Dan O’Brien is economics editor of the Irish Times. Before joining the newspaper in June 2010, he was a senior economist at the Economist Intelligence Unit, the business information and forecasting arm of The Economist Newspaper Group. In a dozen years in that role he specialised in European affairs and in global trade and investment issues. During that time he commented frequently on those matters in the international media, for broadcasters such as CNN and the BBC and in print, for newspapers such as the International Herald Tribune and the Financial Times.
Dan has also worked as an economist for the European Commission and as a consultant for the United Nations and Forfas. He is the author of recently published book: Ireland, Europe and the World: Writings on a New Century.
The EU has, so far, suceeded in preventing a major European military conflict, but, as Mr. O’ Brien said, failed to provide a successful single currency. These consequences affect one another. The void created by abscence of conflict, which generates its own economic development, is deepening the recession, which is why the situation is ‘highly unpredictable’. Until individual states within Europe realise the current model of pan-European cohesion is a failure and let go of failure, we in Europe will continue to suffer.
What an absolutely dreadful piece of waffle from O’Brien. Nothing to offer of any substance whatsoever.

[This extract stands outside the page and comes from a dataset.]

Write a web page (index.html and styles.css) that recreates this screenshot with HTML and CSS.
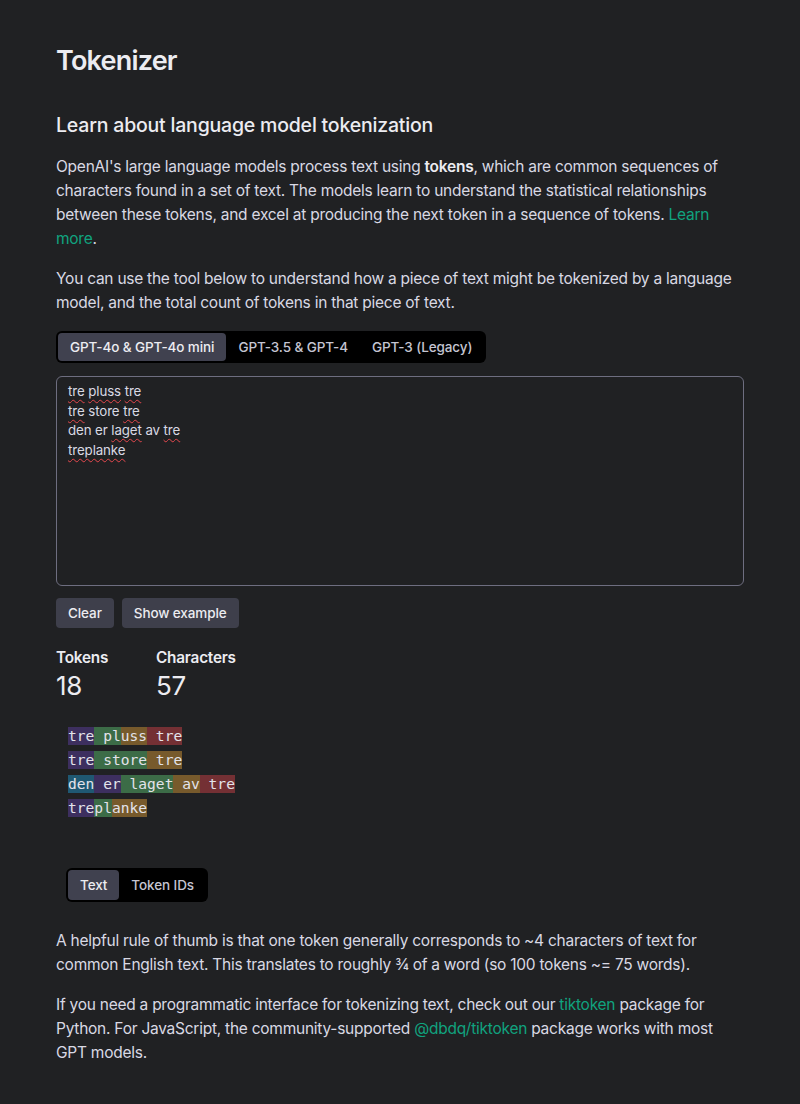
FILE: index.html
```html
<!DOCTYPE html>
<html lang="en">
<head>
<meta charset="utf-8">
<title>Tokenizer</title>
<link rel="stylesheet" href="styles.css">
</head>
<body>
<main class="page">
  <h1 class="title">Tokenizer</h1>
  <h2 class="subtitle">Learn about language model tokenization</h2>
  <p class="para">OpenAI's large language models process text using <strong>tokens</strong>, which are common sequences of characters found in a set of text. The models learn to understand the statistical relationships between these tokens, and excel at producing the next token in a sequence of tokens. <a class="link" href="#">Learn more</a>.</p>
  <p class="para">You can use the tool below to understand how a piece of text might be tokenized by a language model, and the total count of tokens in that piece of text.</p>

  <div class="seg seg-models">
    <button class="seg-btn active">GPT-4o &amp; GPT-4o mini</button>
    <button class="seg-btn">GPT-3.5 &amp; GPT-4</button>
    <button class="seg-btn">GPT-3 (Legacy)</button>
  </div>

  <div class="input" role="textbox" aria-multiline="true"><div><span class="sp">tre</span> <span class="sp">pluss</span> <span class="sp">tre</span></div><div><span class="sp">tre</span> store <span class="sp">tre</span></div><div>den er <span class="sp">laget</span> av <span class="sp">tre</span></div><div><span class="sp">treplanke</span></div></div>

  <div class="actions">
    <button class="btn">Clear</button>
    <button class="btn">Show example</button>
  </div>

  <div class="stats">
    <div class="stat stat-tokens">
      <div class="stat-label">Tokens</div>
      <div class="stat-value">18</div>
    </div>
    <div class="stat">
      <div class="stat-label">Characters</div>
      <div class="stat-value">57</div>
    </div>
  </div>

  <div class="tokens">
    <div class="tok-line"><span class="t t0">tre</span><span class="t t1"> pl</span><span class="t t2">uss</span><span class="t t3"> tre</span></div>
    <div class="tok-line"><span class="t t0">tre</span><span class="t t1"> store</span><span class="t t2"> tre</span></div>
    <div class="tok-line"><span class="t t4">den</span><span class="t t0"> er</span><span class="t t1"> laget</span><span class="t t2"> av</span><span class="t t3"> tre</span></div>
    <div class="tok-line"><span class="t t0">tre</span><span class="t t1">pl</span><span class="t t2">anke</span></div>
  </div>

  <div class="view-toggle">
    <div class="seg seg-view">
      <button class="seg-btn active">Text</button>
      <button class="seg-btn">Token IDs</button>
    </div>
  </div>

  <p class="para">A helpful rule of thumb is that one token generally corresponds to ~4 characters of text for common English text. This translates to roughly ¾ of a word (so 100 tokens ~= 75 words).</p>
  <p class="para">If you need a programmatic interface for tokenizing text, check out our <a class="link" href="#">tiktoken</a> package for Python. For JavaScript, the community-supported <a class="link" href="#">@dbdq/tiktoken</a> package works with most GPT models.</p>
</main>
</body>
</html>
```

FILE: styles.css
```css
* { box-sizing: border-box; }
html, body { margin: 0; padding: 0; }
body {
  background: #202123;
  color: #ececf1;
  font-family: Inter, "Noto Sans", sans-serif;
}
.page {
  width: 688px;
  margin-left: 56px;
  padding-top: 43px;
  padding-bottom: 30px;
}
.title {
  font-size: 27px;
  font-weight: 600;
  line-height: 36px;
  margin: 0 0 32px 0;
  letter-spacing: -0.8px;
}
.subtitle {
  font-size: 19.5px;
  font-weight: 500;
  line-height: 28px;
  margin: 0 0 16px 0;
  letter-spacing: -0.2px;
}
.para {
  font-size: 15.5px;
  line-height: 24px;
  margin: 0 0 16px 0;
  color: #d9d9e3;
  letter-spacing: -0.25px;
}
.para strong { color: #ececf1; font-weight: 600; }
.link { color: #10a37f; text-decoration: none; }

.seg {
  display: flex;
  width: fit-content;
  background: #000;
  border-radius: 6px;
  padding: 2px;
}
.seg-btn {
  font-family: Inter, "Noto Sans", sans-serif;
  background: transparent;
  border: 0;
  color: #c5c5d2;
  font-size: 13.5px;
  font-weight: 500;
  border-radius: 4px;
  height: 28px;
  padding: 0 12px;
  letter-spacing: -0.1px;
}
.seg-btn.active {
  background: #40414f;
  color: #ececf1;
}
.seg-models { margin-top: 16px; }

.input {
  margin-top: 13px;
  height: 210px;
  border: 1px solid #6e6e80;
  border-radius: 6px;
  padding: 5px 11px;
  font-size: 13.3px;
  line-height: 19.7px;
  color: #d9d9e3;
  letter-spacing: -0.1px;
}
.sp {
  text-decoration: underline wavy #e5484d;
  text-decoration-thickness: 1px;
  text-underline-offset: 3px;
}

.actions {
  display: flex;
  gap: 8px;
  margin-top: 12px;
}
.btn {
  font-family: Inter, "Noto Sans", sans-serif;
  background: #3e3f4b;
  color: #ececf1;
  border: 0;
  border-radius: 4px;
  height: 30px;
  padding: 0 12px;
  font-size: 13.5px;
  font-weight: 500;
  letter-spacing: -0.1px;
}

.stats {
  display: flex;
  margin-top: 20px;
}
.stat-tokens { width: 100px; }
.stat-label {
  font-size: 15.3px;
  font-weight: 600;
  line-height: 20px;
  letter-spacing: -0.2px;
}
.stat-value {
  font-size: 26px;
  font-weight: 400;
  line-height: 36px;
  letter-spacing: -0.3px;
}

.tokens {
  margin-top: 14px;
  padding: 6px 12px;
  font-family: "DejaVu Sans Mono", "Liberation Mono", monospace;
  font-size: 14.6px;
  line-height: 24px;
  color: #e3e3ea;
}
.tok-line { white-space: pre; }
.t { padding: 0 0 1px 0; }
.t0 { background: #3d2f5f; }
.t1 { background: #3c6c47; }
.t2 { background: #775a2c; }
.t3 { background: #743034; }
.t4 { background: #1f5872; }

.view-toggle {
  margin-top: 42px;
  padding-left: 10px;
  margin-bottom: 27px;
}
.seg-view .seg-btn { height: 30px; padding: 0 12px; }
```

Even tho’ O’Brien admits that a currency issuer (“..of paper money..” – how a qualified economist could use such a ridiculous expression when most ‘money’ is created on computer keyboards is beyond comprehension) is essentially not limited in creating money debt free, he has completely ignored Marshal Auerback’s perfectly good proposal to resolve the crisis.
So speaks yet another economist & economics journalist who had not the slightest clue the crisis was coming & is completely uninterested in exploring either the reasons for that or his own failed thinking.
O’Brien also has the gaul to suggest we’re ‘all’ not so badly off because we ‘all’ had some reasonable store of wealth prior to the crisis.
No, ‘all’ of us didn’t Mr O’Brien, not by a long way. That ‘wealth’ was highly unequally distributed in Ireland as elsewhere. In fact it would reasonable to consider that an economic system that produces such continuously increasing inequality is at the heart of the problem globally, both socially & in macro economics terms, & remains so after the last years of failed solutions & ‘can kicking’.